When the Celtics' starting lineup was announced before tonight's game, you figured the Wizards were getting their best shot. After seeing things unfold for 48 minutes, the Wizards did indeed get the Celtics' best shot. Boston put together a vintage third-quarter performance, eventually pulling away for a 107-96 victory.
There's very little the Wizards could have done to score on Boston in that third quarter. The Celtics unleashed their classic Thibodeau-style defense, sending a second defender to zone John Wall off every pick and roll and anticipating the Wizards' weakside motion to cut off any skip passes. Any play the Wizards run at this stage heavily involves Wall, so when a defense can cut off his best options that easily, it can be really hard to function. Major credit to the Celtics' scheme, especially the way they positioned their help defenders off the pick and roll.
But the defensive issues? Those were more disappointing. If it wasn't Jason Terry from the perimeter, it was Shavlik Randolph rolling down the lane. If it wasn't Brandon Bass from mid-range, it was Paul Pierce from deep.
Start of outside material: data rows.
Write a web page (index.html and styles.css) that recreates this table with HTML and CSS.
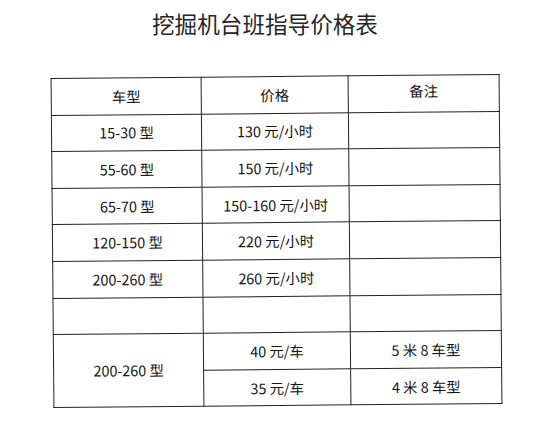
FILE: index.html
```html
<!DOCTYPE html>
<html lang="zh-CN">
<head>
<meta charset="utf-8">
<title>挖掘机台班指导价格表</title>
<link rel="stylesheet" href="styles.css">
</head>
<body>
<div class="page">
  <h1 class="title">挖掘机台班指导价格表</h1>
  <table class="price-table">
    <colgroup>
      <col class="c1"><col class="c2"><col class="c3">
    </colgroup>
    <thead>
      <tr><th>车型</th><th>价格</th><th class="note-head">备注</th></tr>
    </thead>
    <tbody>
      <tr><td>15-30 型</td><td>130 元/小时</td><td></td></tr>
      <tr><td>55-60 型</td><td>150 元/小时</td><td></td></tr>
      <tr><td>65-70 型</td><td>150-160 元/小时</td><td></td></tr>
      <tr><td>120-150 型</td><td>220 元/小时</td><td></td></tr>
      <tr><td>200-260 型</td><td>260 元/小时</td><td></td></tr>
      <tr><td></td><td></td><td></td></tr>
      <tr><td rowspan="2">200-260 型</td><td>40 元/车</td><td>5 米 8 车型</td></tr>
      <tr><td>35 元/车</td><td>4 米 8 车型</td></tr>
    </tbody>
  </table>
</div>
</body>
</html>
```
FILE: styles.css
```css
html, body {
  margin: 0;
  padding: 0;
  background: #ffffff;
}
body {
  width: 552px;
  height: 421px;
  overflow: hidden;
  font-family: "Noto Sans CJK SC", "Noto Sans", sans-serif;
  color: #141414;
}
.page {
  display: flex;
  flex-direction: column;
  align-items: center;
  padding-top: 12px;
}
.title {
  margin: 0 22px 0 0;
  font-size: 22.6px;
  line-height: 24px;
  font-weight: 400;
  color: #262626;
}
.price-table {
  margin-top: 40px;
  border-collapse: collapse;
  width: 448px;
  table-layout: fixed;
  transform: rotate(-0.5deg);
  font-size: 14.4px;
}
.c1 { width: 150px; }
.c2 { width: 147px; }
.c3 { width: 151px; }
.price-table th,
.price-table td {
  border: 1.5px solid #222222;
  height: 35.6px;
  padding: 0;
  text-align: center;
  vertical-align: middle;
  font-weight: 400;
  line-height: 16px;
}
.price-table .note-head {
  vertical-align: top;
  padding-top: 7px;
  height: 28.6px;
}
```
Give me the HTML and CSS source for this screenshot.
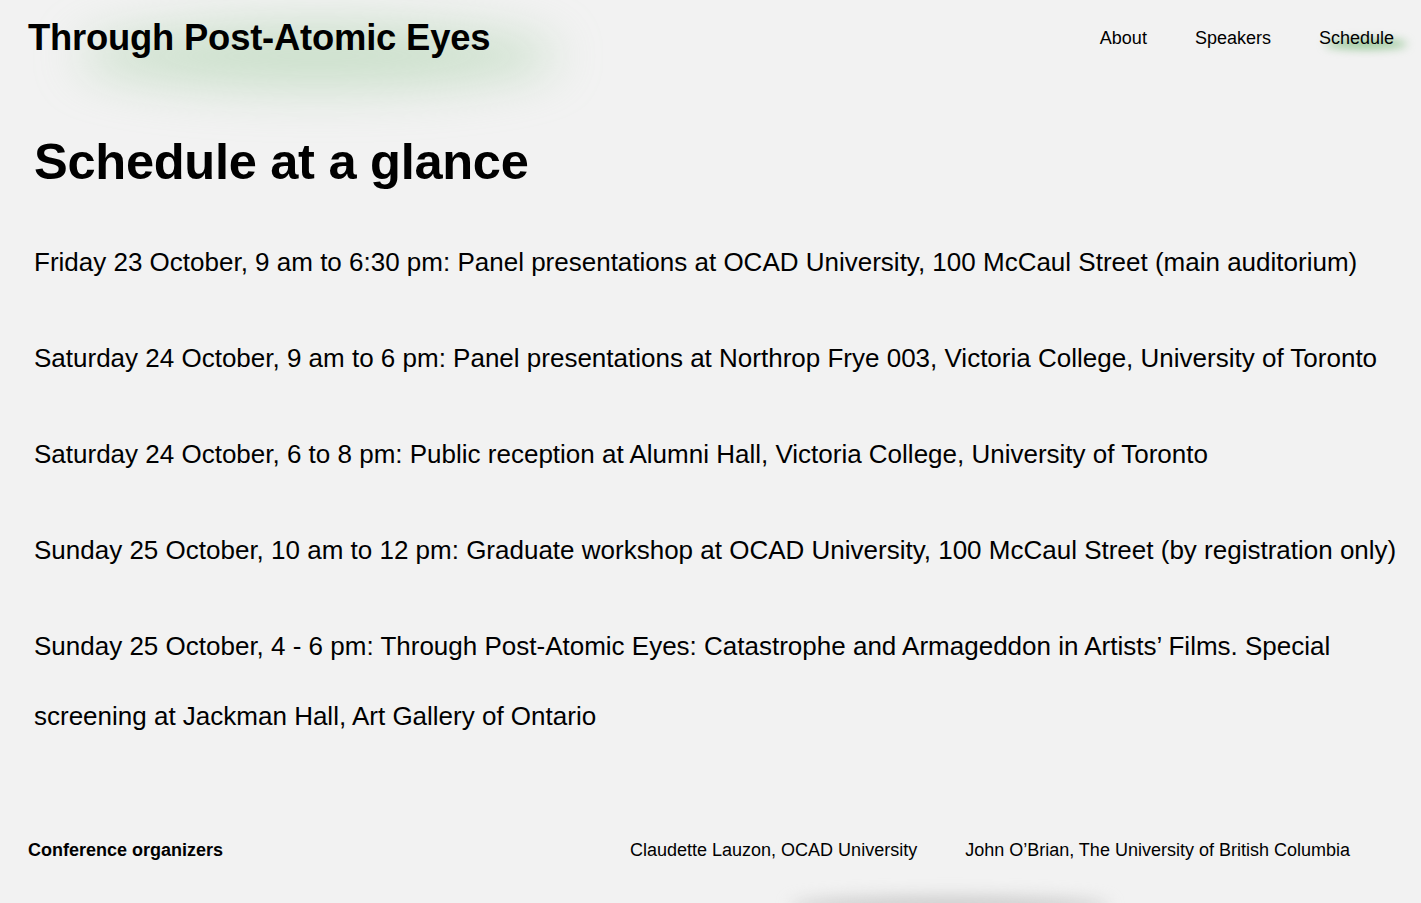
FILE: index.html
```html
<!DOCTYPE html>
<html lang="en">
<head>
<meta charset="utf-8">
<title>Schedule — Through Post-Atomic Eyes</title>
<link rel="stylesheet" href="styles.css">
</head>
<body>
<header class="site-header">
  <div class="brand">
    <span class="brand-glow"></span>
    <a class="brand-title" href="#">Through Post-Atomic Eyes</a>
  </div>
  <nav class="nav">
    <a href="#">About</a>
    <a href="#">Speakers</a>
    <a class="active" href="#"><span class="nav-glow"></span>Schedule</a>
  </nav>
</header>
<main class="content">
  <h1 class="page-title">Schedule at a glance</h1>
  <p>Friday 23 October, 9 am to 6:30 pm: Panel presentations at OCAD University, 100 McCaul Street (main auditorium)</p>
  <p>Saturday 24 October, 9 am to 6 pm: Panel presentations at Northrop Frye 003, Victoria College, University of Toronto</p>
  <p>Saturday 24 October, 6 to 8 pm: Public reception at Alumni Hall, Victoria College, University of Toronto</p>
  <p>Sunday 25 October, 10 am to 12 pm: Graduate workshop at OCAD University, 100 McCaul Street (by registration only)</p>
  <p>Sunday 25 October, 4 - 6 pm: Through Post-Atomic Eyes: Catastrophe and Armageddon in Artists’ Films. Special screening at Jackman Hall, Art Gallery of Ontario</p>
</main>
<footer class="site-footer">
  <div class="footer-label">Conference organizers</div>
  <div class="footer-names">
    <span>Claudette Lauzon, OCAD University</span>
    <span>John O’Brian, The University of British Columbia</span>
  </div>
  <span class="footer-glow"></span>
</footer>
</body>
</html>
```
FILE: styles.css
```css
html, body {
  margin: 0;
  padding: 0;
}
body {
  background: #f2f2f2;
  color: #000;
  font-family: "Liberation Sans", Arial, Helvetica, sans-serif;
  overflow: hidden;
  height: 903px;
  position: relative;
}
a {
  color: #000;
  text-decoration: none;
}
.site-header {
  display: flex;
  justify-content: space-between;
  align-items: flex-start;
  padding: 17px 27px 0 28px;
  height: 59px;
}
.brand {
  position: relative;
}
.brand-glow {
  position: absolute;
  left: 50px;
  top: 6px;
  width: 480px;
  height: 66px;
  border-radius: 50%;
  background: rgba(165, 208, 165, 0.5);
  filter: blur(24px);
  z-index: 0;
}
.brand-title {
  position: relative;
  z-index: 1;
  font-size: 36.4px;
  font-weight: 700;
  line-height: 42px;
  letter-spacing: -0.2px;
}
.nav {
  display: flex;
  gap: 48px;
  padding-top: 10px;
  font-size: 18px;
  line-height: 22px;
}
.nav a {
  position: relative;
}
.nav-glow {
  position: absolute;
  left: 6px;
  top: 12px;
  width: 82px;
  height: 10px;
  border-radius: 50%;
  background: rgba(110, 180, 110, 0.7);
  filter: blur(5px);
  z-index: -1;
}
.content {
  padding: 0 14px 0 34px;
}
.page-title {
  font-size: 50.6px;
  font-weight: 700;
  line-height: 60px;
  margin: 56px 0 35px;
  letter-spacing: -0.3px;
}
.content p {
  font-size: 26px;
  line-height: 70px;
  margin: 0 0 26px;
}
.site-footer {
  display: flex;
  align-items: baseline;
  padding: 62px 28px 0;
  font-size: 18px;
  line-height: 22px;
}
.footer-label {
  font-weight: 700;
  width: 602px;
}
.footer-names {
  display: flex;
  gap: 48px;
}
.footer-glow {
  position: absolute;
  left: 790px;
  top: 896px;
  width: 320px;
  height: 20px;
  border-radius: 50%;
  background: rgba(190, 190, 190, 0.7);
  filter: blur(8px);
}
```
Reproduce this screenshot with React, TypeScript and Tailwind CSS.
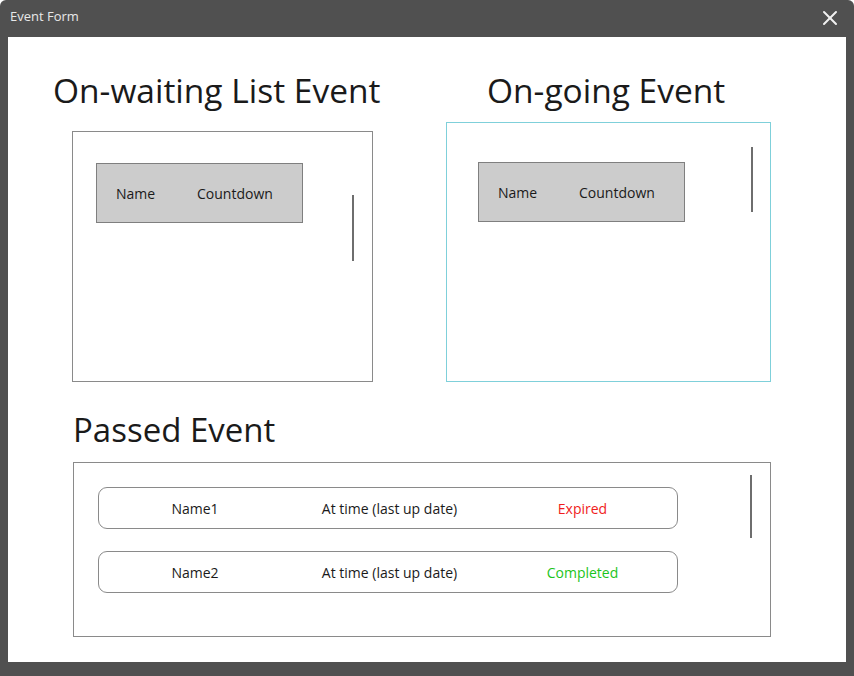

The Celtics were hitting some tough shots, but the Wizards weren't matching Boston's pristine execution for the full 24 seconds. For a team ranked in the top five in defensive efficiency right now, that was very uncharacteristic.
The end result? A old-fashioned Celtics victory where they slowly grind a team down and cause them to lose their poise. Wall fouled Randolph flagrantly after being annoyed about a non-call on the other end, but it may as well have been because the Celtics didn't give him any openings. Later in the third quarter, the Wizards committed a turnover and didn't bother to hustle back, letting Terry get a layup. That was the moment where they looked like a beaten team, which is discouraging considering how much they've tried to play through their emotions in this recent stretch.
Things were a litte better in the fourth quarter. A Martell Webster three with 3:58 left cut Boston's lead to 10 and gave the Wizards a sliver of hope. Washington had two chances to cut the lead to single digits, but Wall committed a bad turnover on the first possession and Webster missed a mid-range jumper from the corner on the second. Pierce hit a three from the corner with Webster in his face and that was the end of that comeback effort.
One has to wonder if it was worth playing Wall so many minutes in the second half given the circumstances. He did not come out of the game until the two-mark, even though the Wizards have another back-to-back starting Tuesday. Were all those minutes worth it, or would it have been better to give him more rest with the game not going the Wizards' way?
At least Jordan Crawford didn't do much.